+++ Records to process

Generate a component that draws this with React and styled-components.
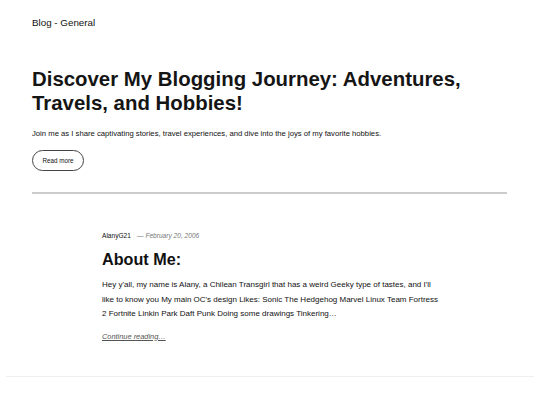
import styled, { createGlobalStyle } from "styled-components";

const Global = createGlobalStyle`
  html, body {
    margin: 0;
    padding: 0;
    background: #fff;
    font-family: "Liberation Sans", Arial, sans-serif;
    color: #111;
  }
`;

export default function App() {
  return (
    <>
      <Global />
      <Page>
        <SiteHeader>
          <SiteTitle>Blog - General</SiteTitle>
        </SiteHeader>

        <Hero>
          <HeroTitle>
            Discover My Blogging Journey: Adventures, Travels, and Hobbies!
          </HeroTitle>
          <HeroText>
            Join me as I share captivating stories, travel experiences, and
            dive into the joys of my favorite hobbies.
          </HeroText>
          <PillButton>Read more</PillButton>
        </Hero>

        <Separator />

        <Post>
          <Meta>
            <Author>AlanyG21</Author>
            <PostDate>— February 20, 2006</PostDate>
          </Meta>
          <PostTitle>About Me:</PostTitle>
          <Excerpt>
            Hey y'all, my name is Alany, a Chilean Transgirl that has a weird
            Geeky type of tastes, and I'll like to know you My main OC's
            design Likes: Sonic The Hedgehog Marvel Linux Team Fortress 2
            Fortnite Linkin Park Daft Punk Doing some drawings Tinkering…
          </Excerpt>
          <MoreLink href="#">Continue reading…</MoreLink>
        </Post>

        <FooterRule />
      </Page>
    </>
  );
}

const Page = styled.div`
  display: flex;
  flex-direction: column;
  width: 540px;
  min-height: 405px;
`;

const SiteHeader = styled.header`
  padding: 17px 32px 0;
`;

const SiteTitle = styled.p`
  margin: 0;
  font-size: 9.8px;
  line-height: 12px;
  color: #111;
`;

const Hero = styled.section`
  display: flex;
  flex-direction: column;
  align-items: flex-start;
  padding: 38px 32px 0;
`;

const HeroTitle = styled.h1`
  margin: 0;
  max-width: 470px;
  font-size: 20.4px;
  line-height: 24px;
  font-weight: 700;
  color: #151515;
`;

const HeroText = styled.p`
  margin: 14px 0 0;
  font-size: 7.7px;
  line-height: 10px;
  color: #111;
`;

const PillButton = styled.button`
  margin-top: 11px;
  width: 52px;
  height: 21px;
  padding: 0;
  border: 1px solid #444;
  border-radius: 11px;
  background: #fff;
  font-family: inherit;
  font-size: 6.3px;
  color: #111;
`;

const Separator = styled.hr`
  margin: 21px 33px 0 32px;
  border: none;
  height: 2px;
  background: #ccc;
`;

const Post = styled.article`
  display: flex;
  flex-direction: column;
  align-items: flex-start;
  padding: 38px 100px 0 102px;
`;

const Meta = styled.div`
  display: flex;
  gap: 6px;
  font-size: 6.6px;
  line-height: 8px;
`;

const Author = styled.span`
  color: #111;
`;

const PostDate = styled.span`
  color: #777;
  font-style: italic;
`;

const PostTitle = styled.h2`
  margin: 9px 0 0;
  font-size: 16.2px;
  line-height: 20px;
  font-weight: 700;
  color: #111;
`;

const Excerpt = styled.p`
  margin: 9px 0 0;
  font-size: 8px;
  line-height: 14.5px;
  color: #111;
`;

const MoreLink = styled.a`
  margin-top: 10px;
  font-size: 7.4px;
  font-style: italic;
  color: #555;
  text-decoration: underline;
`;

const FooterRule = styled.div`
  margin: 35px 6px 0;
  height: 1px;
  background: #eee;
`;
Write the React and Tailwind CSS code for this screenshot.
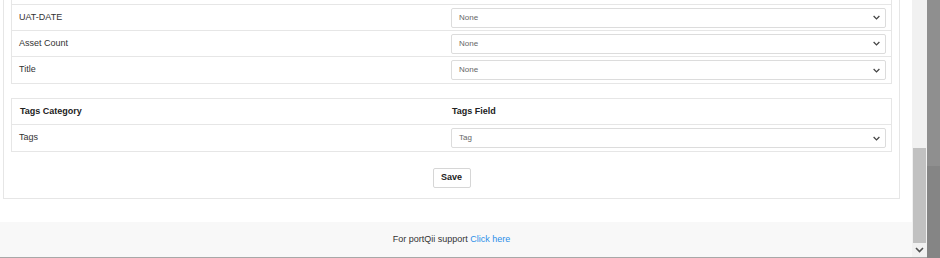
import React from "react";

function Chevron() {
  return (
    <svg width="9" height="9" viewBox="0 0 10 10" className="shrink-0">
      <path d="M1.8 3.4 L5 6.6 L8.2 3.4" fill="none" stroke="#444" strokeWidth="1.4" />
    </svg>
  );
}

function Select({ value }) {
  return (
    <div className="flex h-[20px] w-full items-center justify-between rounded-[2px] border border-[#dcdcdc] bg-white pl-[7px] pr-[4px] text-[8px] text-[#666]">
      <span>{value}</span>
      <Chevron />
    </div>
  );
}

function Row({ label, value, last }) {
  return (
    <div className={"grid h-[26px] grid-cols-[432px_1fr] items-center " + (last ? "" : "border-b border-[#e6e6e6]")}>
      <div className="pl-[7px] text-[9px] text-[#333]">{label}</div>
      <div className="pl-[7px] pr-[5px]">
        <Select value={value} />
      </div>
    </div>
  );
}

export default function App() {
  return (
    <div className="flex h-[258px] w-[940px] overflow-hidden bg-white font-['Liberation_Sans',Arial,sans-serif]">
      <div className="flex w-[912px] flex-col">
        <div className="ml-[3px] w-[897px] border-x border-b border-[#e6e6e6] bg-white px-[7px] pb-[10px]">
          <div className="border-x border-b border-[#e6e6e6]">
            <div className="h-[5px] border-b border-[#e6e6e6]" />
            <Row label="UAT-DATE" value="None" />
            <Row label="Asset Count" value="None" />
            <Row label="Title" value="None" last />
          </div>
          <div className="mt-[14px] border border-[#e6e6e6]">
            <div className="grid h-[26px] grid-cols-[432px_1fr] items-center border-b border-[#e6e6e6] text-[9px] font-bold text-[#222]">
              <div className="pl-[8px]">Tags Category</div>
              <div className="pl-[8px]">Tags Field</div>
            </div>
            <Row label="Tags" value="Tag" last />
          </div>
          <div className="mt-[16px] flex justify-center">
            <button className="h-[20px] w-[38px] rounded-[2px] border border-[#d6d6d6] bg-white text-[9px] font-bold text-[#222]">
              Save
            </button>
          </div>
        </div>
        <div className="h-[23px]" />
        <div className="flex flex-1 items-center justify-center border-b border-[#a8a8a8] bg-[#f8f8f8] pr-[9px] text-[9px] text-[#333]">
          <span>
            For portQii support <span className="text-[#2b8fe8]">Click here</span>
          </span>
        </div>
      </div>
      <div className="flex w-[15px] flex-col bg-[#f1f1f1]">
        <div className="h-[148px]" />
        <div className="mx-[1px] h-[95px] bg-[#c1c1c1]" />
        <div className="flex flex-1 items-center justify-center border-b border-[#a8a8a8]">
          <svg width="9" height="6" viewBox="0 0 9 6">
            <path d="M1 1 L4.5 4.5 L8 1" fill="none" stroke="#505050" strokeWidth="1.6" />
          </svg>
        </div>
      </div>
      <div className="flex w-[13px] flex-col">
        <div className="h-[166px] bg-[#8f8f8f]" />
        <div className="flex-1 bg-[#858585]" />
      </div>
    </div>
  );
}
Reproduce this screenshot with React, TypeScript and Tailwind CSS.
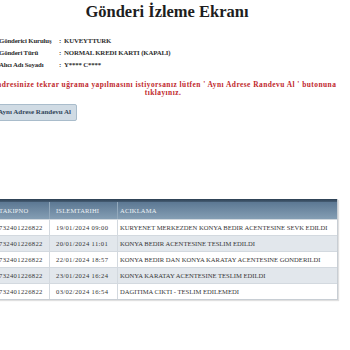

++++++

Scan the material above for the string "React" and return the lines that hold it.

- [Complete response]:
Generate a component that draws this with React and styled-components.
Write the React and Tailwind CSS code for this screenshot.
import React from "react";
Reproduce this screenshot with React, TypeScript and Tailwind CSS.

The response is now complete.